> [Direction]:
Leave out the pictures, and retype only the lines from the beginning of the material through the line that contains "2.600 2.600 1", including both.

> [Material]:
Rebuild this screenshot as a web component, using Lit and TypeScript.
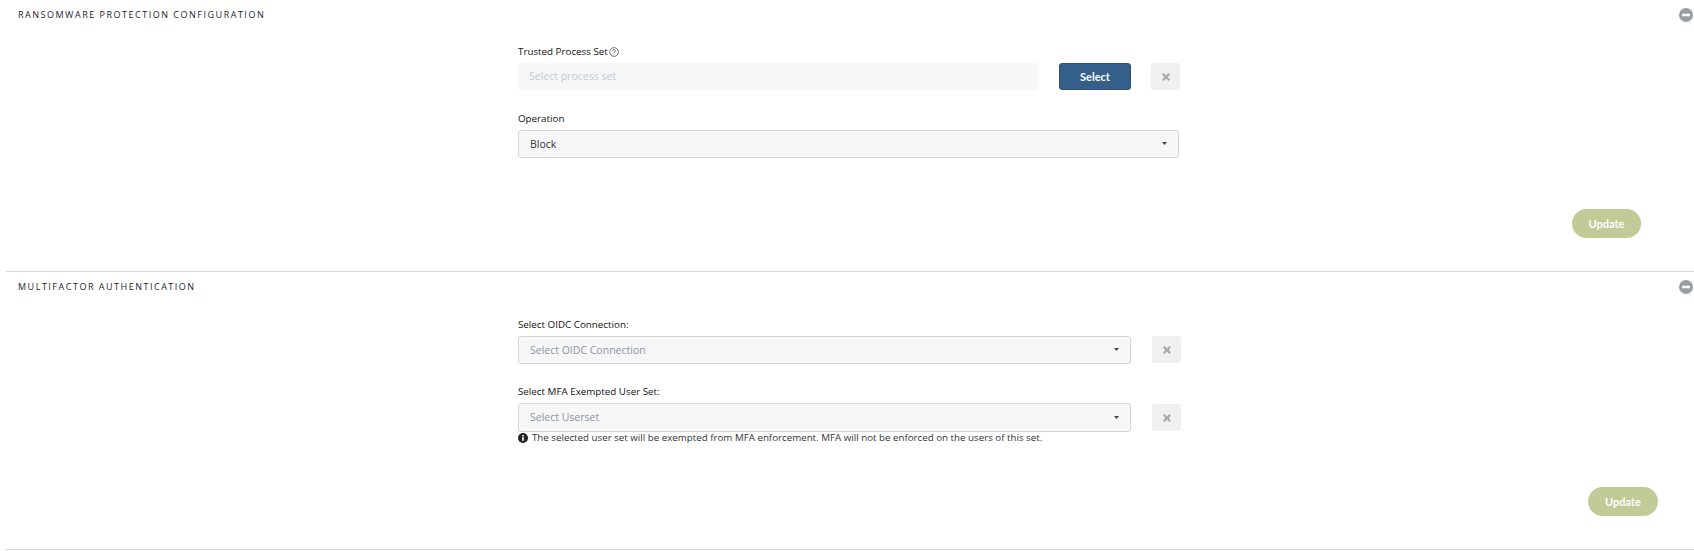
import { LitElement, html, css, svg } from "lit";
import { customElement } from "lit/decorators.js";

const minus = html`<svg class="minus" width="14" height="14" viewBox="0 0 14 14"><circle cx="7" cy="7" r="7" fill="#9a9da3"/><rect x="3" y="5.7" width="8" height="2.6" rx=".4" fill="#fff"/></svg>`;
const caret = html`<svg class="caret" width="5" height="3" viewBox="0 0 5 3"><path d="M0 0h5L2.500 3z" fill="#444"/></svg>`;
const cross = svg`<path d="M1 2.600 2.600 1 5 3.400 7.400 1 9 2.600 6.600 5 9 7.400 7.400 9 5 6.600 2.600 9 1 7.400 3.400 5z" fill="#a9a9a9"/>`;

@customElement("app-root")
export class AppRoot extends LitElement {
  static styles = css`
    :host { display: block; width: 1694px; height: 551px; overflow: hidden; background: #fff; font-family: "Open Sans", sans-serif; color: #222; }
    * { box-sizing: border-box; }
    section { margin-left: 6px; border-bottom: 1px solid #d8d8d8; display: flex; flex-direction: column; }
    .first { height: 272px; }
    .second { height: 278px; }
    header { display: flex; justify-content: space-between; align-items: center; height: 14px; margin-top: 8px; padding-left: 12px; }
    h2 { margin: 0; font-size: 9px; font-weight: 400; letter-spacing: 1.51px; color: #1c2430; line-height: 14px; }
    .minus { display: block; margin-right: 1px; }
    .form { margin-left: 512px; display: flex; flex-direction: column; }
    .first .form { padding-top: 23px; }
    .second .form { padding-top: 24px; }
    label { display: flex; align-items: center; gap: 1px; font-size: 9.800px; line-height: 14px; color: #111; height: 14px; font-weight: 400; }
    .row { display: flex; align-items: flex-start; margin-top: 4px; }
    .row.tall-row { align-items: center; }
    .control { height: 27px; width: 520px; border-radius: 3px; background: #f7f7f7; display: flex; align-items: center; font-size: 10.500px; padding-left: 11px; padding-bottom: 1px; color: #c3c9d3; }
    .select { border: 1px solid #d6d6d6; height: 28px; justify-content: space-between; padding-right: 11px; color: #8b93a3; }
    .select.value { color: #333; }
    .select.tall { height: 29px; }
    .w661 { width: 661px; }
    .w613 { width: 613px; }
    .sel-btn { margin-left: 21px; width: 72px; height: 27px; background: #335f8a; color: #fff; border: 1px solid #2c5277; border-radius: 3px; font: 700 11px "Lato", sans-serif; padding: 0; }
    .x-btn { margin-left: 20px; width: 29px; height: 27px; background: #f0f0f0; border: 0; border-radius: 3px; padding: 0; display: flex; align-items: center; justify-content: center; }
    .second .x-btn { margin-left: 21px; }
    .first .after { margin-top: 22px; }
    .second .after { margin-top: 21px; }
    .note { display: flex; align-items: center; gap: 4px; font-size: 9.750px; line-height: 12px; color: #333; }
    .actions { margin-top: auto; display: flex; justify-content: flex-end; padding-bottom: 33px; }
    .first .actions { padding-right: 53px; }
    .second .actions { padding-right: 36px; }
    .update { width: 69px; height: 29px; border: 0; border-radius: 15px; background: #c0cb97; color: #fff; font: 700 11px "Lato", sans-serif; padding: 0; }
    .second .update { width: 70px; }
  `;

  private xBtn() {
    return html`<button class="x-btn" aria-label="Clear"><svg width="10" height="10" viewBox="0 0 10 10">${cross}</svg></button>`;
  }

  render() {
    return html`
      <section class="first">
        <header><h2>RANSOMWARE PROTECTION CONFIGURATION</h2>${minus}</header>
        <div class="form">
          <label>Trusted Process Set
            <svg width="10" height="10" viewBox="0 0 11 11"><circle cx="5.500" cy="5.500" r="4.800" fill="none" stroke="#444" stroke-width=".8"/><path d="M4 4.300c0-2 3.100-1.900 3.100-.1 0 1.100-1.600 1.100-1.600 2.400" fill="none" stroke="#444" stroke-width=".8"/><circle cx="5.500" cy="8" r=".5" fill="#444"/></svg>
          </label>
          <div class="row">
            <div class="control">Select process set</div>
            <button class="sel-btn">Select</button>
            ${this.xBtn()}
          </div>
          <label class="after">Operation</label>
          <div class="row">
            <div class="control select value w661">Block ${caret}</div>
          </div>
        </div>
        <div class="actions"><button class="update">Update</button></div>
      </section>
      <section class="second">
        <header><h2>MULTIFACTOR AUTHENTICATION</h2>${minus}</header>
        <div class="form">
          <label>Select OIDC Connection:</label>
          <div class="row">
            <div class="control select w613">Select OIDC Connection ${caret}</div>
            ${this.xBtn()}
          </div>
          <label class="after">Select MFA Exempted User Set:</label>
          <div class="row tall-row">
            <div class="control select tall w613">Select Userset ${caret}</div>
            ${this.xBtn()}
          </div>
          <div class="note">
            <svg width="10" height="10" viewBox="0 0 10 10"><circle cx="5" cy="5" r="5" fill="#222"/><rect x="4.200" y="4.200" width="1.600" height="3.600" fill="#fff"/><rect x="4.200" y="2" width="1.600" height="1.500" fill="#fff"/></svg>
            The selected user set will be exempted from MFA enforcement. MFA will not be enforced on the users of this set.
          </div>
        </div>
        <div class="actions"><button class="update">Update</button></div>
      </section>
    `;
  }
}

> [The result]:
Rebuild this screenshot as a web component, using Lit and TypeScript.
import { LitElement, html, css, svg } from "lit";
import { customElement } from "lit/decorators.js";

const minus = html`<svg class="minus" width="14" height="14" viewBox="0 0 14 14"><circle cx="7" cy="7" r="7" fill="#9a9da3"/><rect x="3" y="5.7" width="8" height="2.6" rx=".4" fill="#fff"/></svg>`;
const caret = html`<svg class="caret" width="5" height="3" viewBox="0 0 5 3"><path d="M0 0h5L2.500 3z" fill="#444"/></svg>`;
const cross = svg`<path d="M1 2.600 2.600 1 5 3.400 7.400 1 9 2.600 6.600 5 9 7.400 7.400 9 5 6.600 2.600 9 1 7.400 3.400 5z" fill="#a9a9a9"/>`;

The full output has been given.